Bild: Fraktionschefin und Parteivorsitzender nehmen das Abstimmungsergebnis zur…
Bonn taz | Kevin Kühnert geht mit entschlossenen Schritten an den drei
großen roten Buchstaben SPD vorbei zum Rednerpult. 13.09 Uhr, es wird still
im Saal Genf im World Conference Center in Bonn. Kühnert, der Anführer der
Revolte gegen eine neue Große Koalition, legt los.
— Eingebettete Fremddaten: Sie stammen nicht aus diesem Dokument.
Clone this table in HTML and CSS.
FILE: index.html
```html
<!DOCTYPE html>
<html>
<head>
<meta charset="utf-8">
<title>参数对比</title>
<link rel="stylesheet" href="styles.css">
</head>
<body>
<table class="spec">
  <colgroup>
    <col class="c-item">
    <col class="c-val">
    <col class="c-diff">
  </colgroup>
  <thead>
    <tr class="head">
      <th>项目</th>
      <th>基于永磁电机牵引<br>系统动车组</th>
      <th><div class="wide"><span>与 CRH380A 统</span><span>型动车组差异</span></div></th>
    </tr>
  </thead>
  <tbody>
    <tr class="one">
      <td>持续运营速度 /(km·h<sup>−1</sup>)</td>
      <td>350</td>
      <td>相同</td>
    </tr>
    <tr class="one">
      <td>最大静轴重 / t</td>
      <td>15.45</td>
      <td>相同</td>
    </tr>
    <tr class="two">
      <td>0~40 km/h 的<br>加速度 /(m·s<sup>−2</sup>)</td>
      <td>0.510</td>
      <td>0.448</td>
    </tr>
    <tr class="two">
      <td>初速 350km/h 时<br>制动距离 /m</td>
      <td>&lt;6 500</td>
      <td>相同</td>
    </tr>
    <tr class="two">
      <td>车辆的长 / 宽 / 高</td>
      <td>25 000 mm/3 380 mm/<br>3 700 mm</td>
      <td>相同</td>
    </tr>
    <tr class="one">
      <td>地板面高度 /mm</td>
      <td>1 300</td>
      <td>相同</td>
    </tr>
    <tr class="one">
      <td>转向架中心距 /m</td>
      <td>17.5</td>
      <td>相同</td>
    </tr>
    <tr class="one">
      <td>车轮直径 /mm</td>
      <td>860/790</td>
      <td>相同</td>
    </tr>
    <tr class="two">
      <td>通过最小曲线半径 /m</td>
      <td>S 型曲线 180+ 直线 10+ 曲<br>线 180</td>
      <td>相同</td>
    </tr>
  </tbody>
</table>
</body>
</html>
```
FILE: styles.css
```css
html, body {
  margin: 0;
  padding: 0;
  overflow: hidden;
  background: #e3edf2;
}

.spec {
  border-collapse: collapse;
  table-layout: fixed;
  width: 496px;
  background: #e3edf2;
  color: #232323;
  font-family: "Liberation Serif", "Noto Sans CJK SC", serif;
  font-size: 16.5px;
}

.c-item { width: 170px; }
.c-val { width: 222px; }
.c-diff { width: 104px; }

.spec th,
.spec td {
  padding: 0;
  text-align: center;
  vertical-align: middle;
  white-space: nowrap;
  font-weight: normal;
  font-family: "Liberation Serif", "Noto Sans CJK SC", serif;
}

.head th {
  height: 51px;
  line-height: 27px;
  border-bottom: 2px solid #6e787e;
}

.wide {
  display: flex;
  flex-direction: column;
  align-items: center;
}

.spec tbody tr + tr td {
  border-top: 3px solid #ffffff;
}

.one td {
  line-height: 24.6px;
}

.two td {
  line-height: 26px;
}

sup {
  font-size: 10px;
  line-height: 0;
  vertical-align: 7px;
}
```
„Ich habe immer gesagt, dass wir gut verhandelt haben.“ Er betont das
Gemeinsame, ist sachlich, nicht scharf. Kühnert bemängelt die „wahnwitzigen
Kehrtwenden seit der Wahl, die uns Vertrauen gekostet haben“. Und warum war
das Sondierungsergebnis erst „hervorragend“, wenn es kurz danach von vielen
in der SPD-Spitze „zerpflückt wurde“?
Das ist eine Spitze gegen Martin Schulz. Der SPD-Vorsitzende hatte die
Sondierung über den grüne Klee gelobt. „Wir sind in einer Endlosschleife,
die Groko nicht zu wollen, aber sie immer weiter zumachen“, sagt Kühnert.
„Das müssen wir beenden.“ Als Kühnert fertig ist, jubeln viele Delegierte.
Sie mögen ihn, ihren Rebell – aber sie lassen die Revolte ausfallen. Die
SPD wird in Koalitionsverhandlungen mit der Union eintreten. Aber sie hat
neue Bedingungen. Das ist die Essenz des Beschlusses, den die 642
Delegierten am Sonntag in Bonn fällten. 362 stimmen für die Aufnahme der
Koalitionsverhandlungen. Das sind 56,4 Prozent.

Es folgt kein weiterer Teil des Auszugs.